The reporting by Sekunjalo Independent Media on the Lex Mpati Commission is tainted throughout by omission and unguided by any ethical framework. All this while Rantao maintains his silence.
He maintains that silence while respected journalists like Carol Paton are besmirched as Nazis and Sam Sole as an apartheid-era impimpi.
As Sole so aptly put it in response: ‘The soul is dead at Independent’
This sentiment was echoed by former Sekunjalo Independent Media employee, Brendan Seery.
The company’s honest journalists have been cowed, no doubt ashamed of what they are forced to do. As SANEF pointed out in April last year about the Stratcom campaign with which all newspaper editors in the company were forced to comply:
SANEF stands in solidarity with editors and journalists within the Independent Group who value editorial independence but are seemingly powerless to stop these stories.

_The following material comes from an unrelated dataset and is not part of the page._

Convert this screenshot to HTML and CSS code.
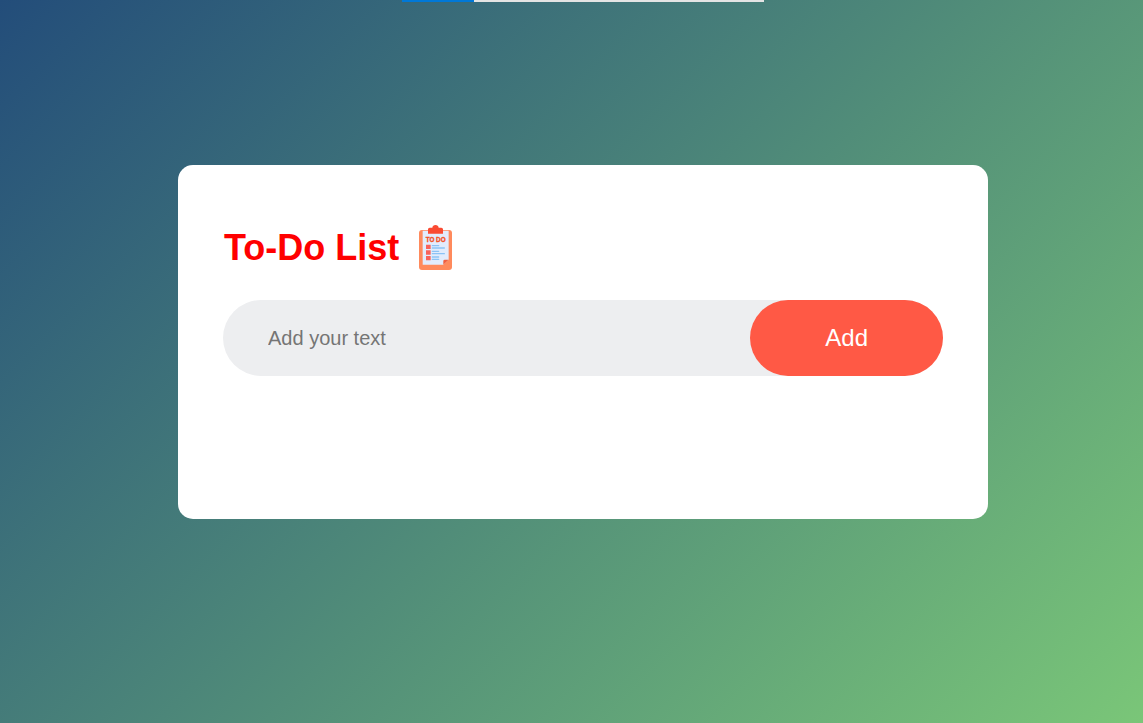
FILE: index.html
```html
<!DOCTYPE html>
<html lang="en">
<head>
<meta charset="utf-8">
<meta name="viewport" content="width=device-width, initial-scale=1">
<title>To-Do List</title>
<link rel="stylesheet" href="styles.css">
</head>
<body>
<div class="page">
  <div class="progress"><div class="progress-fill"></div></div>
  <main class="todo-app">
    <h1 class="title">To-Do List
      <svg class="title-icon" viewBox="27 20 99 135" aria-hidden="true">
        <rect x="27" y="35" width="99" height="120" rx="9" fill="#ff8a5c"/>
        <path d="M38 37h78v87l-16 15H38z" fill="#e2ecfc"/>
        <path d="M100 139v-11q0-4 4-4h12z" fill="#f2603f"/>
        <path d="M54 46V33q0-5 5-5h8q1-8 9.500-8t9.500 8h8q5 0 5 5v13z" fill="#fa4a32"/>
        <text class="icon-text" x="77" y="71" text-anchor="middle">TO DO</text>
        <path d="M48 79h14v13H48zM48 96h14v13H48zM48 113h14v13H48z" fill="#f8625a"/>
        <path d="M67 82h19M67 89h36M67 99h19M67 106h36M67 116h19M67 123h19" stroke="#8cc3f5" stroke-width="4" stroke-linecap="round"/>
      </svg>
    </h1>
    <form class="row">
      <input class="task-input" type="text" placeholder="Add your text" aria-label="Add your text">
      <button class="add-button" type="button">Add</button>
    </form>
  </main>
</div>
</body>
</html>
```
FILE: styles.css
```css
* {
  box-sizing: border-box;
}

body {
  margin: 0;
  font-family: "Liberation Sans", Arial, sans-serif;
}

.page {
  min-height: 100vh;
  padding: 0 0 24px 23px;
  background: linear-gradient(135deg, #234d7a, #7ac678);
}

.progress {
  width: 362px;
  height: 2px;
  margin: 0 auto;
  background: #e4e4e4;
}

.progress-fill {
  width: 20%;
  height: 100%;
  background: #0078d7;
}

.todo-app {
  width: 100%;
  max-width: 810px;
  margin: 163px auto 0;
  padding: 60px 45px 143px;
  border-radius: 15px;
  background: #fff;
}

.title {
  display: flex;
  align-items: center;
  gap: 20px;
  margin: 0 0 30px;
  padding-left: 1px;
  color: #f00;
  font-size: 36px;
  line-height: 45px;
}

.title-icon {
  width: 33px;
  height: 45px;
}

.icon-text {
  fill: #f4511e;
  stroke: #f4511e;
  stroke-width: 1px;
  font-size: 19px;
  font-weight: bold;
}

.row {
  display: flex;
  border-radius: 38px;
  background: #edeef0;
}

.task-input {
  flex: 1;
  min-width: 0;
  padding: 0 0 0 45px;
  border: 0;
  outline: 0;
  background: transparent;
  font: 20px "Liberation Sans", Arial, sans-serif;
}

.task-input::placeholder {
  color: #757575;
}

.add-button {
  padding: 24px 75px;
  border: 0;
  border-radius: 38px;
  background: #ff5945;
  color: #fff;
  font: 24px/28px "Liberation Sans", Arial, sans-serif;
  cursor: pointer;
}
```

We are indebted to Ferial Haffajee for revealing that Indy editors have no autonomy and are forced – for fear of losing their jobs like Wally Mbhele and Azad Essa – to simply carry out their orders which are filtered through chief operating officer, Howard Plaaitjies.
The news that a company owned by the ‘other Mandela doctor’, the confidante and business associate of the late Brett Kebble – and aspiring partner with the Guptas – is being investigated for dubious business practices will probably come as no surprise to Peter Flack and Dirk de Vos and Ivo Vegter and James Myburgh and Terry Bell and Magda Wierzyca and Bantu Holomisa and David Maynier and Dougie Oakes and Tom Eaton and Chris Roper and Ann Crotty and Dewald van Rensburg and Carol Paton and Bobby Jordan and amaBhugane and Zapiro.
We are indebted to President Cyril Ramaphosa for setting up the Lex Mpati Commission into the Zuma-era PIC charnel house.
Its deliberations and the evidence led so far must be deeply disturbing to the 1.4 million Government Employee Pension Fund members. I am sure that they are hoping for an orange overall outcome for those who have been so grievously in breach of their fiduciary duties and for the beneficiaries of the PIC machinations.
Ed Herbst is a retired journalist and media commentator.